In the old days, the fight was to ensure that advanced placement classes in schools were open to all comers, regardless of academic achievement. The goal of the plan? Equality — the assurance that every student had the same chance for a bite of the apple.
From the vantage point of today’s newly enlightened Left, that goal seems naïve. Social justice crusaders are no longer content with a guarantee of opportunity. Now they want a guarantee of outcome. In short, they want equity. (RELATED: ‘Equity’ and ‘systemic racism’ for dummies)
With an eye toward achieving that elusive goal, Boston Public Schools Superintendent Brenda Cassellius has announced that the district would not offer its Advanced Work Classes to any new students next year.
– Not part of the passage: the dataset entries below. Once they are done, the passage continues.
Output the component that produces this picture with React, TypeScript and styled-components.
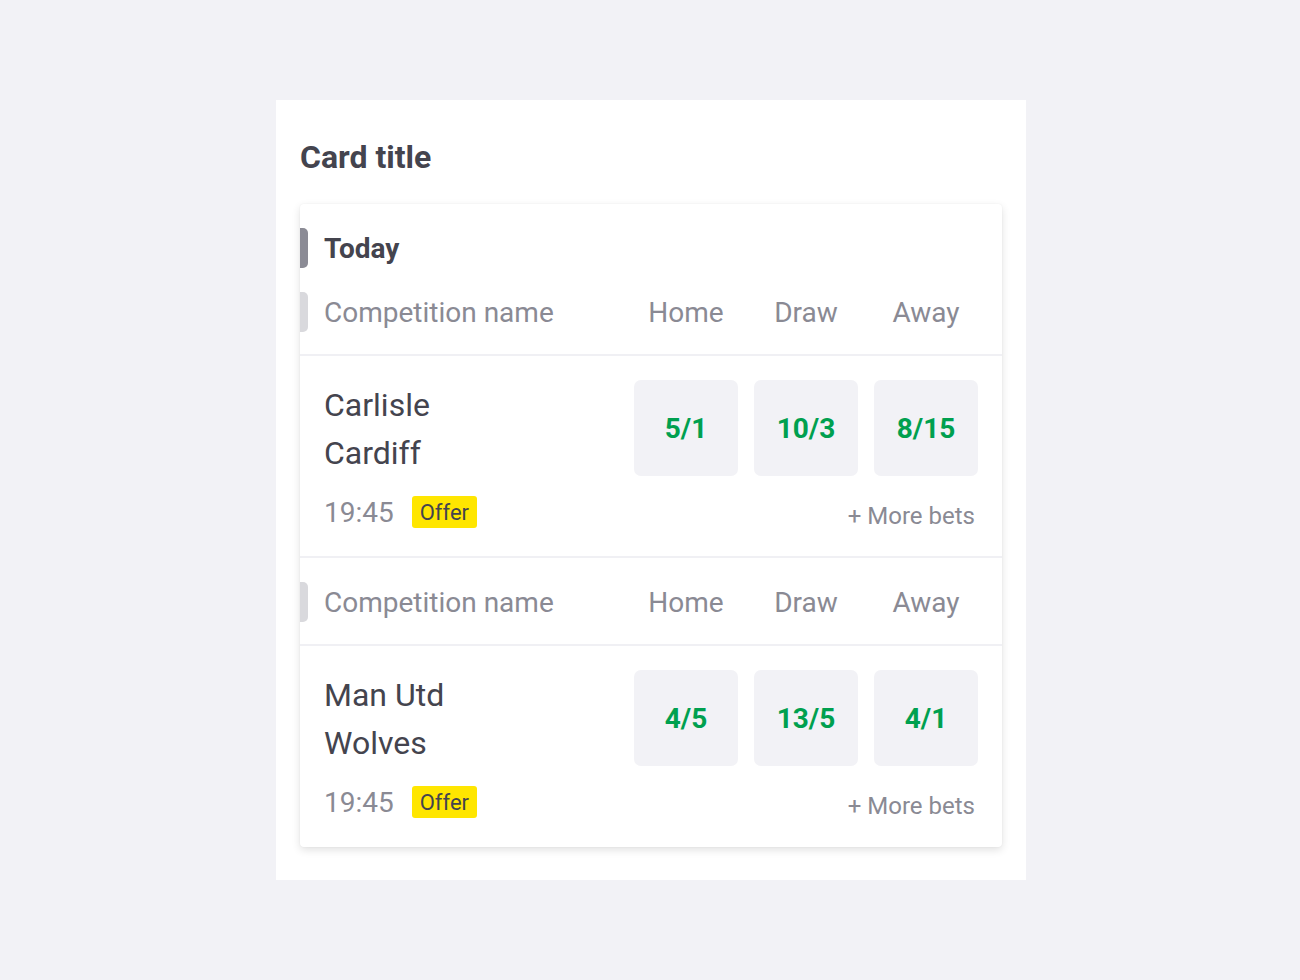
import React from "react";
import styled, { createGlobalStyle } from "styled-components";

const Global = createGlobalStyle`
  html, body { margin: 0; padding: 0; background: #f2f2f6; }
  body { font-family: Roboto, "Liberation Sans", Arial, sans-serif; -webkit-font-smoothing: antialiased; }
`;

const Page = styled.div`
  display: flex;
  padding: 100px 0 100px 276px;
  min-height: 980px;
  box-sizing: border-box;
`;

const Outer = styled.section`
  width: 750px;
  height: 780px;
  box-sizing: border-box;
  background: #ffffff;
  padding: 39px 24px 33px;
`;

const Title = styled.h2`
  margin: 0 0 29px;
  font-size: 32px;
  line-height: 36px;
  font-weight: 700;
  color: #44444e;
`;

const Inner = styled.div`
  background: #ffffff;
  border-radius: 4px;
  box-shadow: 0 3px 8px rgba(0, 0, 0, 0.12), 0 0 2px rgba(0, 0, 0, 0.05);
  padding-top: 24px;
  overflow: hidden;
`;

const Marker = styled.span<{ $tone: "dark" | "light" }>`
  flex: none;
  width: 8px;
  height: 40px;
  border-radius: 0 5px 5px 0;
  background: ${(p) => (p.$tone === "dark" ? "#8b8b95" : "#d9d9dd")};
  margin-right: 16px;
`;

const DayRow = styled.div`
  display: flex;
  align-items: center;
  height: 40px;
`;

const DayLabel = styled.span`
  font-size: 28px;
  font-weight: 700;
  color: #44444e;
`;

const HeaderRow = styled.div`
  display: flex;
  align-items: center;
  padding: 24px 24px 22px 0;
  border-bottom: 2px solid #f0f0f4;
`;

const Competition = styled.span`
  flex: 1;
  font-size: 28px;
  color: #8a8a94;
`;

const ColHead = styled.span`
  width: 104px;
  text-align: center;
  font-size: 28px;
  color: #8a8a94;
  & + & { margin-left: 16px; }
`;

const MatchRow = styled.div<{ $last?: boolean }>`
  display: grid;
  grid-template-columns: 1fr auto;
  grid-template-rows: 96px 32px;
  row-gap: 20px;
  padding: 24px 24px ${(p) => (p.$last ? "29px" : "28px")} 24px;
  border-bottom: ${(p) => (p.$last ? "none" : "2px solid #f0f0f4")};
`;

const Teams = styled.div`
  display: flex;
  flex-direction: column;
  font-size: 32px;
  line-height: 48px;
  color: #44444e;
  padding-top: 1px;
`;

const Odds = styled.div`
  display: flex;
  gap: 16px;
`;

const OddButton = styled.button`
  width: 104px;
  height: 96px;
  border: none;
  border-radius: 7px;
  background: #f2f2f6;
  color: #00a04f;
  font-family: inherit;
  font-size: 28px;
  font-weight: 700;
  padding: 0;
  cursor: pointer;
`;

const Meta = styled.div`
  display: flex;
  align-items: center;
  gap: 18px;
`;

const Time = styled.span`
  font-size: 28px;
  color: #8a8a94;
`;

const Offer = styled.span`
  display: inline-flex;
  align-items: center;
  height: 32px;
  padding: 0 8px;
  border-radius: 3px;
  background: #ffe600;
  color: #44444e;
  font-size: 22px;
`;

const MoreBets = styled.a`
  align-self: center;
  justify-self: end;
  margin-right: 3px;
  padding-top: 7px;
  font-size: 24px;
  color: #8a8a94;
  text-decoration: none;
`;

type Match = { home: string; away: string; time: string; odds: [string, string, string] };

const matches: Match[] = [
  { home: "Carlisle", away: "Cardiff", time: "19:45", odds: ["5/1", "10/3", "8/15"] },
  { home: "Man Utd", away: "Wolves", time: "19:45", odds: ["4/5", "13/5", "4/1"] },
];

export default function App() {
  return (
    <>
      <Global />
      <Page>
        <Outer>
          <Title>Card title</Title>
          <Inner>
            <DayRow>
              <Marker $tone="dark" />
              <DayLabel>Today</DayLabel>
            </DayRow>
            {matches.map((m, i) => (
              <React.Fragment key={i}>
                <HeaderRow>
                  <Marker $tone="light" />
                  <Competition>Competition name</Competition>
                  <ColHead>Home</ColHead>
                  <ColHead>Draw</ColHead>
                  <ColHead>Away</ColHead>
                </HeaderRow>
                <MatchRow $last={i === matches.length - 1}>
                  <Teams>
                    <span>{m.home}</span>
                    <span>{m.away}</span>
                  </Teams>
                  <Odds>
                    {m.odds.map((o) => (
                      <OddButton key={o}>{o}</OddButton>
                    ))}
                  </Odds>
                  <Meta>
                    <Time>{m.time}</Time>
                    <Offer>Offer</Offer>
                  </Meta>
                  <MoreBets href="#">+ More bets</MoreBets>
                </MatchRow>
              </React.Fragment>
            ))}
          </Inner>
        </Outer>
      </Page>
    </>
  );
}
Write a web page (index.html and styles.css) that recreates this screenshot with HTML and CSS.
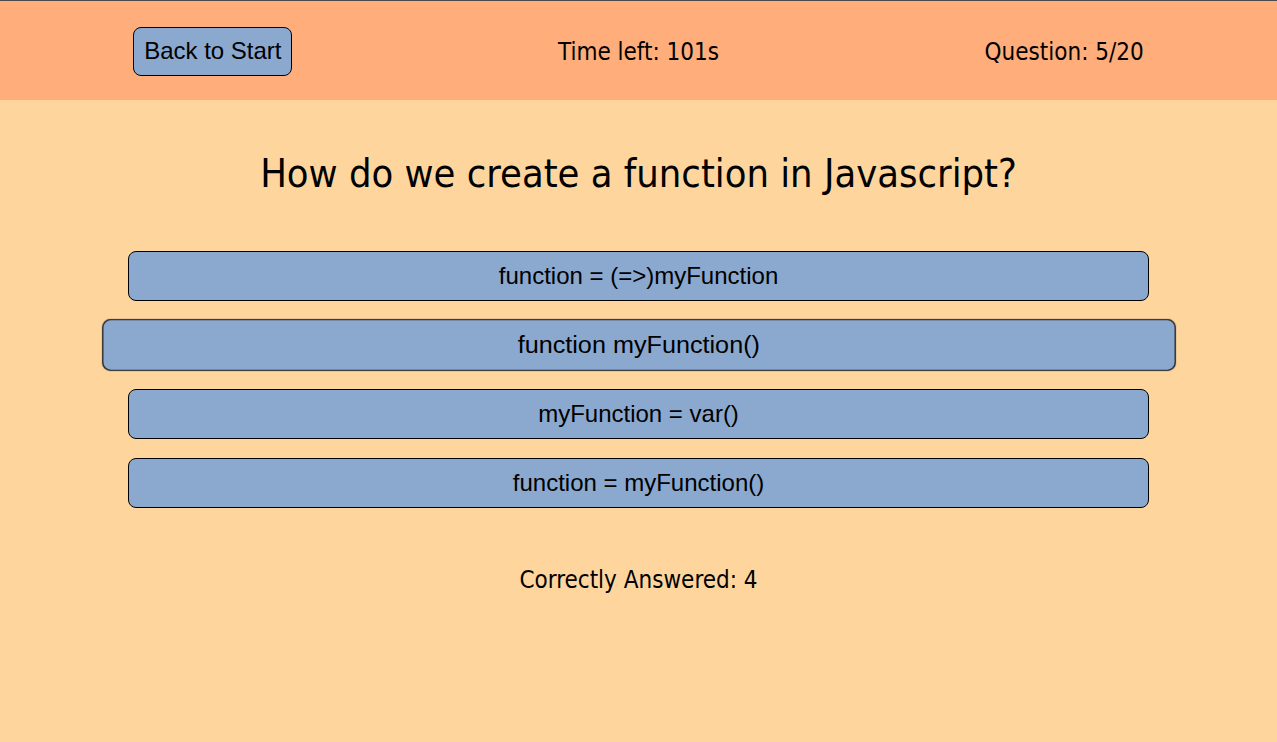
FILE: index.html
```html
<!DOCTYPE html>
<html lang="en">
<head>
<meta charset="utf-8">
<title>Quiz</title>
<link rel="stylesheet" href="styles.css">
</head>
<body>
<header class="topbar">
  <div class="topbar-cell"><button class="back-btn">Back to Start</button></div>
  <div class="topbar-cell"><span class="info">Time left: 101s</span></div>
  <div class="topbar-cell"><span class="info">Question: 5/20</span></div>
</header>
<main class="quiz">
  <h1 class="question">How do we create a function in Javascript?</h1>
  <div class="answers">
    <button class="answer">function = (=&gt;)myFunction</button>
    <button class="answer answer-hover">function myFunction()</button>
    <button class="answer">myFunction = var()</button>
    <button class="answer">function = myFunction()</button>
  </div>
  <p class="score">Correctly Answered: 4</p>
</main>
</body>
</html>
```
FILE: styles.css
```css
html, body {
  margin: 0;
  padding: 0;
  height: 100%;
}
body {
  background: #ffd59e;
  border-top: 1px solid #4a4a4a;
  box-sizing: border-box;
  font-family: "DejaVu Sans Condensed", "DejaVu Sans", sans-serif;
  color: #000;
}
.topbar {
  display: flex;
  align-items: center;
  height: 99px;
  background: #ffad7a;
}
.topbar-cell {
  flex: 1;
  display: flex;
  justify-content: center;
  align-items: center;
}
.back-btn {
  font-family: "Liberation Sans", Arial, sans-serif;
  font-size: 24px;
  color: #000;
  background: #8ba8cf;
  border: 1px solid #000;
  border-radius: 8px;
  width: 159px;
  height: 49px;
  padding: 0;
  margin-top: 1px;
}
.info {
  font-size: 24px;
  line-height: 28px;
  margin-top: 2px;
}
.quiz {
  display: flex;
  flex-direction: column;
  align-items: center;
}
.question {
  font-weight: normal;
  font-size: 39.5px;
  margin: 50px 0 0;
  line-height: 46px;
}
.answers {
  width: 80%;
  display: flex;
  flex-direction: column;
  gap: 19px;
  margin-top: 55px;
}
.answer {
  font-family: "Liberation Sans", Arial, sans-serif;
  font-size: 24px;
  color: #000;
  background: #8ba8cf;
  border: 1px solid #000;
  border-radius: 8px;
  height: 50px;
  padding: 0;
}
.answer-hover {
  transform: scale(1.05, 1.03);
  border-color: #333;
  box-shadow: 0 0 1px #333;
}
.score {
  font-size: 24px;
  line-height: 28px;
  margin: 58px 0 0;
}
```
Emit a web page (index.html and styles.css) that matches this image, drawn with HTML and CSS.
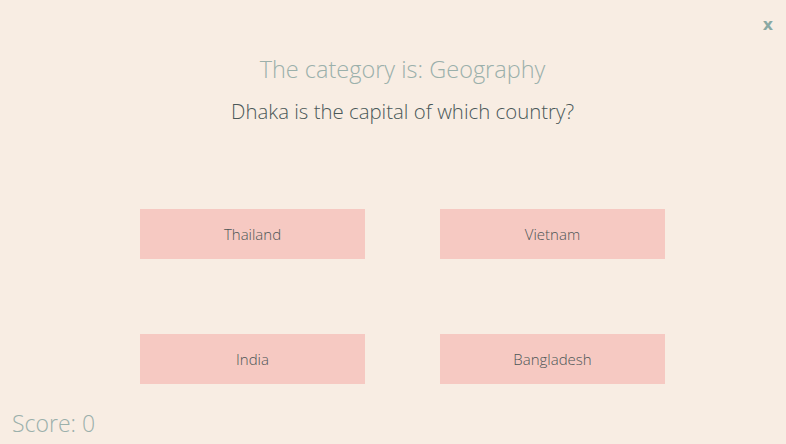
FILE: index.html
```html
<!DOCTYPE html>
<html>
<head>
<meta charset="utf-8">
<link rel="stylesheet" href="styles.css">
</head>
<body>
<div class="page">
  <div class="close">x</div>
  <main class="quiz">
    <h1 class="category">The category is: Geography</h1>
    <h2 class="question">Dhaka is the capital of which country?</h2>
    <div class="answers">
      <button class="answer">Thailand</button>
      <button class="answer">Vietnam</button>
      <button class="answer">India</button>
      <button class="answer">Bangladesh</button>
    </div>
  </main>
  <div class="score">Score: 0</div>
</div>
</body>
</html>
```

FILE: styles.css
```css
html, body {
  margin: 0;
  padding: 0;
  background: #f8ede3;
}
body {
  font-family: "Open Sans", "Noto Sans", sans-serif;
  font-weight: 300;
}
.page {
  position: relative;
  width: 786px;
  height: 444px;
  overflow: hidden;
}
.close {
  position: absolute;
  top: 15px;
  right: 13px;
  font-family: "DejaVu Sans", sans-serif;
  font-weight: 700;
  font-size: 16px;
  color: #8aa9a3;
}
.quiz {
  display: flex;
  flex-direction: column;
  align-items: center;
  padding-left: 19px;
  padding-top: 54px;
}
.category {
  margin: 0;
  font-size: 23.5px;
  font-weight: 300;
  line-height: 30px;
  color: #9bb0ab;
}
.question {
  margin: 14px 0 0 0;
  font-size: 20.4px;
  font-weight: 300;
  line-height: 26px;
  color: #4a5858;
}
.answers {
  display: grid;
  grid-template-columns: 225px 225px;
  column-gap: 75px;
  row-gap: 75px;
  margin-top: 85px;
}
.answer {
  height: 50px;
  border: none;
  background: #f6c9c2;
  font-family: "Open Sans", "Noto Sans", sans-serif;
  font-weight: 300;
  font-size: 15px;
  color: #4d5656;
  padding: 0;
}
.score {
  position: absolute;
  left: 12px;
  top: 408px;
  font-size: 23px;
  line-height: 31px;
  font-weight: 300;
  color: #9bb0ab;
}
```
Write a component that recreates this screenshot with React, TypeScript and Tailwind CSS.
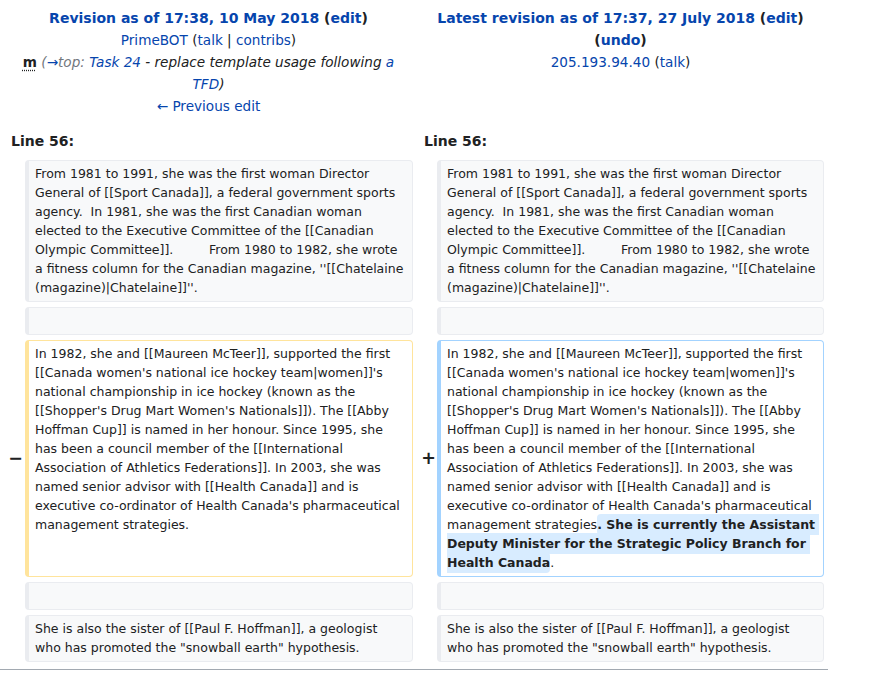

In the past the program was geared toward high-performing fourth, fifth and sixth graders.
“There’s been a lot of inequities that have been brought to the light in the pandemic that we have to address,” Cassellius is quoted as telling GBH News. “There’s a lot of work we have to do in the district to be antiracist and have policies where all of our students have a fair shot at an equitable and excellent education.”
Anti-racism, for the uninitiated, is a cornerstone of critical race theory, which in turn posits that racist attitudes infect even the purest intentions. Critical race theory explains why white people are — and will always be — racist. (RELATED: ‘Anti-racism’ is racism in disguise)
The GBH article notes that a “district analysis of the program found that more than 70 percent of students enrolled in the program were white and Asian, even though nearly 80 percent of all Boston public school students are Hispanic and Black.”
“This is just not acceptable,” School Committee member Lorna Rivera is quoted as having said at a recent school committee meeting. “I’ve never heard these statistics before, and I’m very very disturbed by them.”